Add to that the issue of enforcement. There isn’t any practical way for the state of California – which, maybe you’ve heard, is in pretty bad shape – to monitor such a requirement. You might say: No biggie, at least more companies would use condoms more often, right? Only, industry insiders worry that an unenforceable condom mandate made from the outside could potentially undermine the voluntary testing system that the straight side of the industry currently has in place.(The gay side of the business is condoms-only, testing optional.) They worry that unreliable condom use paired with less testing — not to mention the previously mentioned “micro-abrasions” — could potentially put performers at greater risk.

I could spill a couple thousand words about ways to make sure that a condom mandate didn’t undermine the current testing system, but the truth is that so much of this debate simply comes down to the very unsexy issue of California state employment code. Most porn performers are considered contract workers, but in order to be supervised by California Division of Occupational Safety and Health, they would have to be reclassified as employees. As Greene told Adult Video News, “Under California law, it is illegal to require – I cannot underscore this heavily enough – it is illegal to require HIV testing or in fact any knowledge of the HIV status of any potential employee as a condition of employment. In other words, no producer would even be able to ask a performer if they had been tested, if such a law were to be enacted.” To do so would be considered employment discrimination. “It’ll be testing or condoms, take your choice,” he says. Unless, of course, the industry voluntarily adopted a condom-plus-testing policy, but that’s unlikely to happen unless consumers demand it.

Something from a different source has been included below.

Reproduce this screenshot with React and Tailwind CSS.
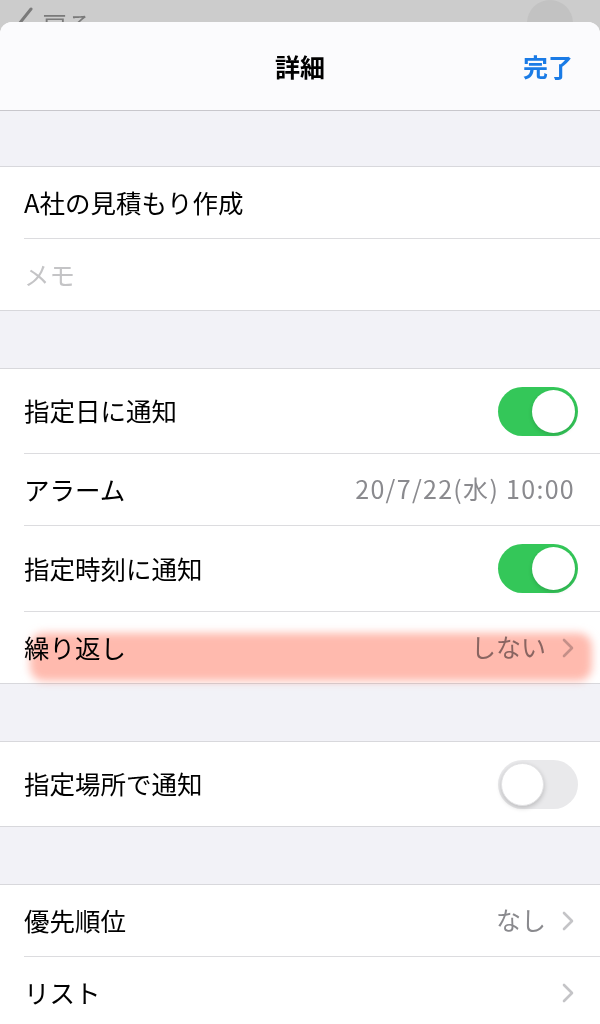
import React from "react";

const font = { fontFamily: '"Noto Sans CJK JP", "Noto Sans", sans-serif' };

function Toggle({ on }) {
  if (on) {
    return (
      <div className="w-[80px] h-[49px] rounded-full bg-[#34c759] p-[3px] flex justify-end shrink-0">
        <div className="w-[43px] h-[43px] rounded-full bg-white shadow-[0_2px_4px_rgba(0,0,0,0.15)]" />
      </div>
    );
  }
  return (
    <div className="w-[80px] h-[49px] rounded-full bg-[#e9e9eb] p-[3px] flex justify-start shrink-0">
      <div className="w-[43px] h-[43px] rounded-full bg-white shadow-[0_2px_5px_rgba(0,0,0,0.2)] border border-[#e2e2e4]" />
    </div>
  );
}

function Chevron() {
  return (
    <svg width="14" height="22" viewBox="0 0 14 22" className="shrink-0 mr-[3px]">
      <path d="M3 3 L11 11 L3 19" fill="none" stroke="#c4c4c7" strokeWidth="2.6" strokeLinecap="round" strokeLinejoin="round" />
    </svg>
  );
}

function Row({ h, label, labelClass = "text-black", right, sep = true }) {
  return (
    <div className={`pl-[24px] ${h}`}>
      <div className={`h-full flex items-center justify-between pr-[22px] ${sep ? "border-b border-[#dcdcdf]" : ""}`}>
        <span className={`text-[25.5px] leading-none -mt-[2px] ${labelClass}`}>{label}</span>
        {right}
      </div>
    </div>
  );
}

function Gap() {
  return <div className="h-[58px] bg-[#f2f2f7] border-b border-[#d8d8dc]" />;
}

export default function App() {
  return (
    <div className="w-[600px] h-[1024px] bg-[#cccccc] overflow-hidden" style={font}>
      <div className="h-[22px] relative overflow-hidden">
        <div className="absolute left-[16px] top-[7px] flex items-start gap-[8px]">
          <svg width="18" height="18" viewBox="0 0 18 18">
            <path d="M3 17 L15 2" stroke="#7a7a7a" strokeWidth="3" strokeLinecap="round" fill="none" />
          </svg>
          <span className="text-[25px] leading-none text-[#7a7a7a] mt-[5px]">戻る</span>
        </div>
        <div className="absolute left-[527px] top-0 w-[46px] h-[46px] rounded-full bg-[#c2c2c2]" />
      </div>
      <div className="bg-white rounded-t-[12px] overflow-hidden relative">
        <div className="h-[89px] bg-[#fbfbfd] border-b border-[#c8c7cc] flex items-center justify-center relative">
          <span className="text-[25px] font-bold text-black leading-none mt-[1px]">詳細</span>
          <span className="absolute right-[27px] text-[25px] font-bold text-[#1a7be6] leading-none mt-[1px]">完了</span>
        </div>
        <div className="h-[56px] bg-[#f2f2f7] border-b border-[#d8d8dc]" />
        <Row h="h-[72px]" label="A社の見積もり作成" />
        <Row h="h-[71px]" label="メモ" labelClass="text-[#c4c4c6]" sep={false} />
        <div className="border-t border-[#d8d8dc]" />
        <Gap />
        <Row h="h-[85px]" label="指定日に通知" right={<Toggle on />} />
        <Row
          h="h-[72px]"
          label="アラーム"
          right={<span className="text-[25px] leading-none text-[#8a8a8e] tracking-[1.3px] mr-[3px] -mt-[2px]">20/7/22(水) 10:00</span>}
        />
        <Row h="h-[86px]" label="指定時刻に通知" right={<Toggle on />} />
        <Row
          h="h-[71px]"
          label="繰り返し"
          sep={false}
          right={
            <div className="flex items-center gap-[15px]">
              <span className="text-[25px] leading-none text-[#8a8a8e] -mt-[2px]">しない</span>
              <Chevron />
            </div>
          }
        />
        <div className="border-t border-[#d8d8dc]" />
        <Gap />
        <Row h="h-[84px]" label="指定場所で通知" sep={false} right={<Toggle on={false} />} />
        <div className="border-t border-[#d8d8dc]" />
        <Gap />
        <Row
          h="h-[72px]"
          label="優先順位"
          right={
            <div className="flex items-center gap-[15px]">
              <span className="text-[25px] leading-none text-[#8a8a8e] -mt-[2px]">なし</span>
              <Chevron />
            </div>
          }
        />
        <Row h="h-[72px]" label="リスト" right={<Chevron />} />
        <div className="pointer-events-none absolute left-[30px] top-[611px] w-[562px] h-[48px] rounded-[14px] bg-[#ff8c78] opacity-60 blur-[4px] mix-blend-multiply" />
      </div>
    </div>
  );
}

That brings me right back to the same conclusion I came to before: It’s all about the audience. For those ethical porn consumers out there — and I’m convinced they do exist, despite past reader comments to the contrary — it’s possible to vote with your dollars. (Of course, much of what gets traction online is pirated material or free teasers for for-pay content, in which case the consumer vote is less direct.) The best middle ground solution I’ve come across is one suggested by Adult Industry Medical Health Care Foundation founder Sharon Mitchell shortly after the 2004 outbreak: Why not promote a “seal of approval” that advertises a porno’s ethical production values? The gold standard might be requiring rigorous two-week testing and actively defending workers’ right to perform with or without a condom. It would be a disclaimer of sorts — essentially, “no porn stars were harmed in the making of this movie.”

I can already hear some of you heaving exasperated sighs. Surely, you think I’m being a Pollyanna when it comes to the general porn audience: They want fantasy, not politics! But I see it as an issue of keeping the rather unerotic reality of disease from getting in the way of fantasy.